What you're testing here is the runtime cost of the RefCell, which is a highly efficient single threaded lock, but not the borrow checker itself.
There are so many ways you can fool yourself when measuring.
You're using Instant to measure something that is a few instructions long. That's like using a tape measure to measure a few atoms. You're only measuring the manufacturing tolerance of the instrument itself, not the thing you're actually trying to measure. Try taking a measure of doing no work at all (Instant::now().elapsed()) and you see that you get numbers around one microsecond. To accurately measure something very small, you need to repeat it a lot of times within a single measurement. You can for example make a loop that runs a million times between starting and stopping the timer.
Rust is a very high-level language. Instructions are not layed out the same way as your source code is structured. What looks like a very concrete assignment in the source code will actually not be compiled directly as an assignment, but will just tell the compiler “hold my assignment” , and the compiler can then insert an assignment wherever needed, or nowhere at all if redundant. Your assignments can happen before the timer starts, after the timer stops, or not at all if the compiler can prove that the memory already has the value it needs to be assigned. There can also be other irrelevant instructions placed in the section that is measured by the timer.
Operations on RefCell are inlined and can be optimized as a zero-cost abstraction, but this entirely depends on the context. In one context the lock may be optimized away, and in another one it will not, so you have to look at the actual context where you consider using a RefCell.
Here you can see that two instructions that are irrelevant to what you're trying to be measured have been inserted in the section where the timer is running.
Here you can see that the assignment that locks the RefCell has been optimized away, but the instruction that check that the cell is unlocked and the instruction that unlocks it have not.
( for info u128 was what get out natively of an std::time::Instant struct ) and that may not be the right pic form purely measuring the runtime... but from the main idea to calculate the average runtime cost over millions of iterations to :
Looking straight down to assembly code we can now have a clear idea of what's going on under the hood and see that LLVM still the final master in rust on how code will be optimised
and the most efficient calliper was in fact the asm instructions count not an Instant timing evaluation.
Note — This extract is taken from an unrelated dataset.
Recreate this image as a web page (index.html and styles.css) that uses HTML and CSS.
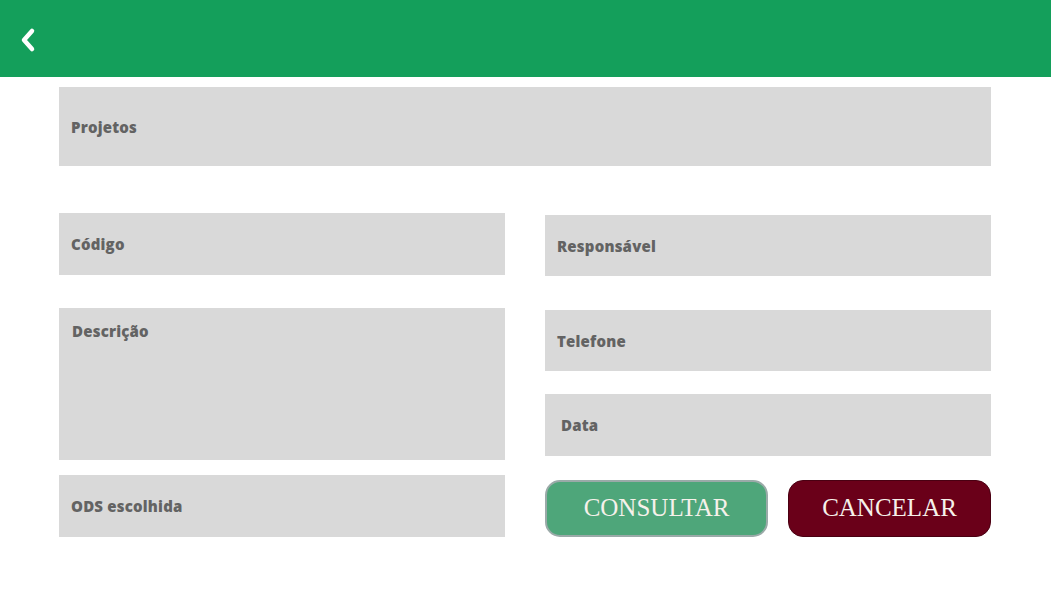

by the way how can we directly write asm instruction from rust code ?
(exceeding the rust compiler policy is always a such things... I know machine often win but rust can only be competitive with c++ with this kind of fine tuning verbose and that why Im enjoy rust code so much)
Have a nice day/night all and thanks all for all your comments that was instructive.
(Although it has been proposed that Rust shall do some optimizations before handing over to LLVM. We'll see in a few years.)
Look at the story behind Matt Godbolt's Compiler Explorer. The point was to show that you don't need a lower level language than C++. You can write your C++ code and see that the assembly code that comes out of it is just as good as what you would write in a lower level language. Same thing applies to Rust. The typical way to optimize a program is not to write assembly, but to look at Compiler Explorer what assembly code comes out of the compiler, and then modify your C++ or Rust source code until the assembly code looks good enough. You can find his talks on Youtube.